Puede entenderse, pues, la voluntad oficial de aferrarse al “gradualismo”
–mejor dicho, al asistencialismo–, aun cuando no cuenten con los recursos
necesarios.
No es ningún consuelo, pero a su modo la Argentina es un país pionero,
porque muchos otros gobiernos se ven frente a los mismos dilemas. En Europa y
Estados Unidos, están procurando reducir los costos de programas sociales que
se instalaron cuando las circunstancias eran propicias pero que, en la
actualidad, están resultando antieconómicas. Si bien los cambios demográficos
han sido mucho menos negativos en la Argentina que en los países aún ricos que
están envejeciendo a una velocidad alarmante, aquí también propende a ampliarse
la diferencia entre una minoría menguante que está en condiciones de prosperar
en el mundo feliz posibilitado por una serie de revoluciones tecnológicas y la
mayoría que ha visto estancarse o disminuir sus ingresos.
Tal y como están las cosas, abundan los motivos para prever que el futuro
de buena parte de la clase media norteamericana y europea se parezca mucho al
presente de la argentina, de ahí la irrupción de Donald
Trump en Estados Unidos y el auge de movimientos
habitualmente calificados de derechistas, como la Liga italiana, en casi todos
los países de Europa.
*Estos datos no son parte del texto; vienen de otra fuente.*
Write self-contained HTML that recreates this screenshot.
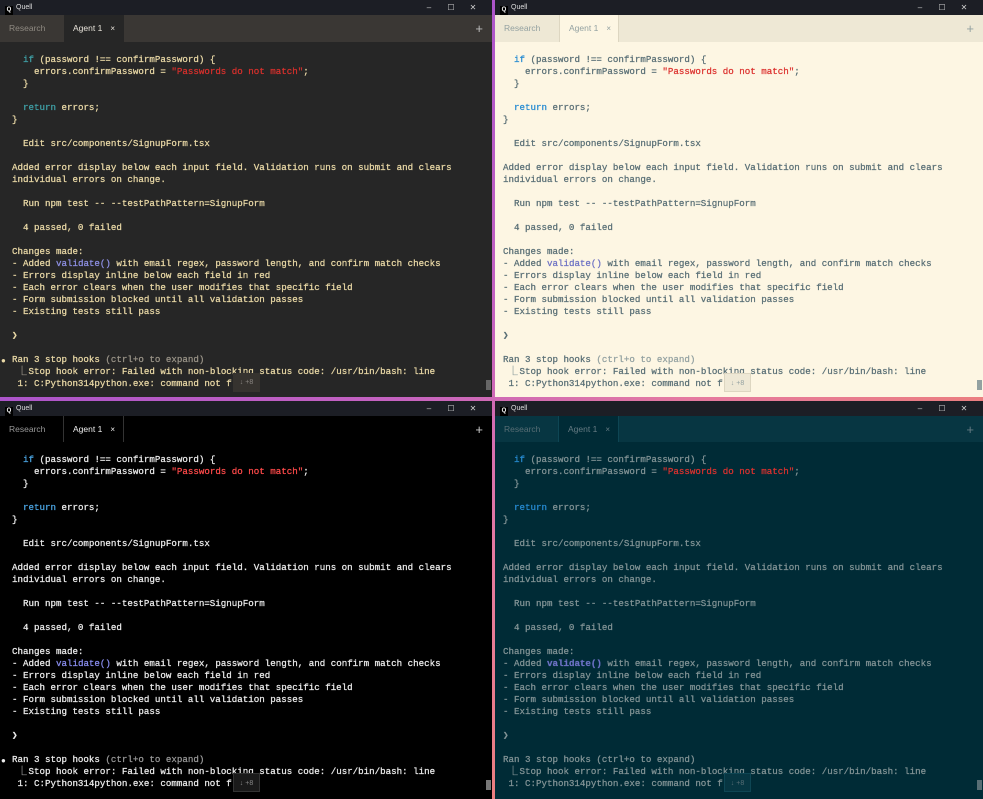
<!DOCTYPE html>
<html><head><meta charset="utf-8"><style>
*{margin:0;padding:0;box-sizing:border-box}
html,body{width:983px;height:799px;overflow:hidden}
body{background:linear-gradient(to bottom right,#8e44d6 0%,#c462c0 45%,#e57aa0 60%,#f5844a 100%);position:relative;font-family:"Liberation Sans",sans-serif}
.pane{position:absolute;overflow:hidden}
.tl{left:0;top:0;width:492px;height:397px}
.tr{left:495px;top:0;width:488px;height:397px}
.bl{left:0;top:401px;width:492px;height:398px}
.br{left:495px;top:401px;width:488px;height:398px}
.title{height:15px;background:#1c1e25;color:#ddd;font-size:7px;line-height:15px;padding-left:5px;position:relative}
.title .q{display:inline-block;width:8px;height:9px;background:#000;color:#fff;font-size:6px;line-height:9px;text-align:center;margin-right:3px;vertical-align:-2px;font-weight:bold}
.title .ctl{position:absolute;right:8px;top:0;font-size:8px;color:#ccc;letter-spacing:0}
.title .ctl span{display:inline-block;width:22px;text-align:center}
.tabs{height:27px;position:relative;font-size:8.5px;line-height:27px}
.tab{position:absolute;top:0;height:27px}
.t1{left:0;width:64px;padding-left:9px}
.t2{left:64px;width:60px;padding-left:9px}
.t2 .x{margin-left:8px;font-size:8px}
.plus{position:absolute;right:9px;top:0;font-size:13px}
.body{position:absolute;left:0;top:42px;right:0;bottom:0}
pre{position:absolute;left:12px;top:12px;font-family:"Liberation Mono","DejaVu Sans Mono",monospace;font-size:9.17px;line-height:12px;white-space:pre;-webkit-text-stroke:0.25px currentColor}
.L{display:inline-block;width:11px}
.dot{position:absolute;left:1px;top:313px;font-size:8px;line-height:12px}
.sb{position:absolute;left:233px;top:331px;width:27px;height:19px;font-size:7px;line-height:19px;text-align:center}
.thumb{position:absolute;right:1px;top:338px;width:5px;height:10px}
.tl .body{background:#262626;color:#ead9a6}
.tl .tabs{background:#3a3734;color:#8f8a82}
.tl .t2{background:#262626;color:#e8e3da}
.tl .plus{color:#bbb}
.tl .k{color:#3fa0a6}.tl .s{color:#d8302c}.tl .f{color:#8f91e6}.tl .g{color:#9a9488}
.tl .sb{background:#36332f;color:#8a8580}.tl .thumb{background:#666}
.tr .body{background:#fdf6e3;color:#586e75}
.tr .tabs{background:#eee8d5;color:#93a1a1}
.tr .t2{background:#fdf6e3;color:#93a1a1;border-left:1px solid #ddd6c1;border-right:1px solid #ddd6c1}
.tr .plus{color:#93a1a1}
.tr .k{color:#268bd2}.tr .s{color:#dc322f}.tr .f{color:#6c71c4}.tr .g{color:#93a1a1}
.tr .sb{background:#eee8d5;color:#93a1a1;border:1px solid #ddd6c1}.tr .thumb{background:#93a1a1}
.bl .body{background:#000;color:#ececec}
.bl .tabs{background:#000;color:#999}
.bl .t1{border-right:1px solid #333}
.bl .t2{background:#000;color:#eee;border-right:1px solid #333}
.bl .tabs{border-bottom:1px solid #222}
.bl .plus{color:#ccc}
.bl .k{color:#4aa3e0}.bl .s{color:#ff4a4a}.bl .f{color:#8a8ef0}.bl .g{color:#999}
.bl .sb{background:#1a1a1a;color:#888;border:1px solid #333}.bl .thumb{background:#777}
.br .body{background:#002b36;color:#839496}
.br .tabs{background:#073642;color:#586e75}
.br .t1{border-right:1px solid #0e4654}
.br .t2{background:#002b36;color:#657b83;border-right:1px solid #0e4654}
.br .plus{color:#657b83}
.br .k{color:#268bd2}.br .s{color:#dc322f}.br .f{color:#6c71c4;font-weight:bold}.br .g{color:#839496}
.br .sb{background:#073642;color:#586e75;border:1px solid #0e4654}.br .thumb{background:#586e75}
</style></head><body>

<div class="pane tl">
<div class="title"><span class="q">Q</span>Quell<span class="ctl"><span>–</span><span>☐</span><span>✕</span></span></div>
<div class="tabs"><div class="tab t1">Research</div><div class="tab t2">Agent 1<span class="x">×</span></div><div class="plus">+</div></div>
<div class="body">
<pre>  <span class="k">if</span> (password !== confirmPassword) {
    errors.confirmPassword = <span class="s">"Passwords do not match"</span>;
  }

  <span class="k">return</span> errors;
}

  Edit src/components/SignupForm.tsx

Added error display below each input field. Validation runs on submit and clears
individual errors on change.

  Run npm test -- --testPathPattern=SignupForm

  4 passed, 0 failed

Changes made:
- Added <span class="f">validate()</span> with email regex, password length, and confirm match checks
- Errors display inline below each field in red
- Each error clears when the user modifies that specific field
- Form submission blocked until all validation passes
- Existing tests still pass

❯

Ran 3 stop hooks <span class="g">(ctrl+o to expand)</span>
 <span class="g L">⎿</span>Stop hook error: Failed with non-blocking status code: /usr/bin/bash: line
 1: C:Python314python.exe: command not f</pre>
<div class="dot">●</div><div class="sb">↓ +8</div><div class="thumb"></div>
</div></div>

<div class="pane tr">
<div class="title"><span class="q">Q</span>Quell<span class="ctl"><span>–</span><span>☐</span><span>✕</span></span></div>
<div class="tabs"><div class="tab t1">Research</div><div class="tab t2">Agent 1<span class="x">×</span></div><div class="plus">+</div></div>
<div class="body">
<pre style="left:8px">  <span class="k">if</span> (password !== confirmPassword) {
    errors.confirmPassword = <span class="s">"Passwords do not match"</span>;
  }

  <span class="k">return</span> errors;
}

  Edit src/components/SignupForm.tsx

Added error display below each input field. Validation runs on submit and clears
individual errors on change.

  Run npm test -- --testPathPattern=SignupForm

  4 passed, 0 failed

Changes made:
- Added <span class="f">validate()</span> with email regex, password length, and confirm match checks
- Errors display inline below each field in red
- Each error clears when the user modifies that specific field
- Form submission blocked until all validation passes
- Existing tests still pass

❯

Ran 3 stop hooks <span class="g">(ctrl+o to expand)</span>
 <span class="g L">⎿</span>Stop hook error: Failed with non-blocking status code: /usr/bin/bash: line
 1: C:Python314python.exe: command not f</pre>
<div class="sb" style="left:229px">↓ +8</div><div class="thumb"></div>
</div></div>

<div class="pane bl">
<div class="title"><span class="q">Q</span>Quell<span class="ctl"><span>–</span><span>☐</span><span>✕</span></span></div>
<div class="tabs"><div class="tab t1">Research</div><div class="tab t2">Agent 1<span class="x">×</span></div><div class="plus">+</div></div>
<div class="body" style="top:41px">
<pre>  <span class="k">if</span> (password !== confirmPassword) {
    errors.confirmPassword = <span class="s">"Passwords do not match"</span>;
  }

  <span class="k">return</span> errors;
}

  Edit src/components/SignupForm.tsx

Added error display below each input field. Validation runs on submit and clears
individual errors on change.

  Run npm test -- --testPathPattern=SignupForm

  4 passed, 0 failed

Changes made:
- Added <span class="f">validate()</span> with email regex, password length, and confirm match checks
- Errors display inline below each field in red
- Each error clears when the user modifies that specific field
- Form submission blocked until all validation passes
- Existing tests still pass

❯

Ran 3 stop hooks <span class="g">(ctrl+o to expand)</span>
 <span class="g L">⎿</span>Stop hook error: Failed with non-blocking status code: /usr/bin/bash: line
 1: C:Python314python.exe: command not f</pre>
<div class="dot">●</div><div class="sb">↓ +8</div><div class="thumb"></div>
</div></div>

<div class="pane br">
<div class="title"><span class="q">Q</span>Quell<span class="ctl"><span>–</span><span>☐</span><span>✕</span></span></div>
<div class="tabs"><div class="tab t1">Research</div><div class="tab t2">Agent 1<span class="x">×</span></div><div class="plus">+</div></div>
<div class="body" style="top:41px">
<pre style="left:8px">  <span class="k">if</span> (password !== confirmPassword) {
    errors.confirmPassword = <span class="s">"Passwords do not match"</span>;
  }

  <span class="k">return</span> errors;
}

  Edit src/components/SignupForm.tsx

Added error display below each input field. Validation runs on submit and clears
individual errors on change.

  Run npm test -- --testPathPattern=SignupForm

  4 passed, 0 failed

Changes made:
- Added <span class="f">validate()</span> with email regex, password length, and confirm match checks
- Errors display inline below each field in red
- Each error clears when the user modifies that specific field
- Form submission blocked until all validation passes
- Existing tests still pass

❯

Ran 3 stop hooks <span class="g">(ctrl+o to expand)</span>
 <span class="g L">⎿</span>Stop hook error: Failed with non-blocking status code: /usr/bin/bash: line
 1: C:Python314python.exe: command not f</pre>
<div class="sb" style="left:229px">↓ +8</div><div class="thumb"></div>
</div></div>

</body></html>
No extrañaría, pues, que el eventual fracaso del
“gradualismo” de Cambiemos provocara el reordenamiento del tablero político o
que peronistas “racionales” como Pichetto y Juan Manuel
Urtubey terminaran asumiendo posturas que, según la
geometría ideológica convencional, los ubicaría bien a “la derecha” de Macri,
ya que la alternativa sería resignarse a que el país se hundiera en el caos.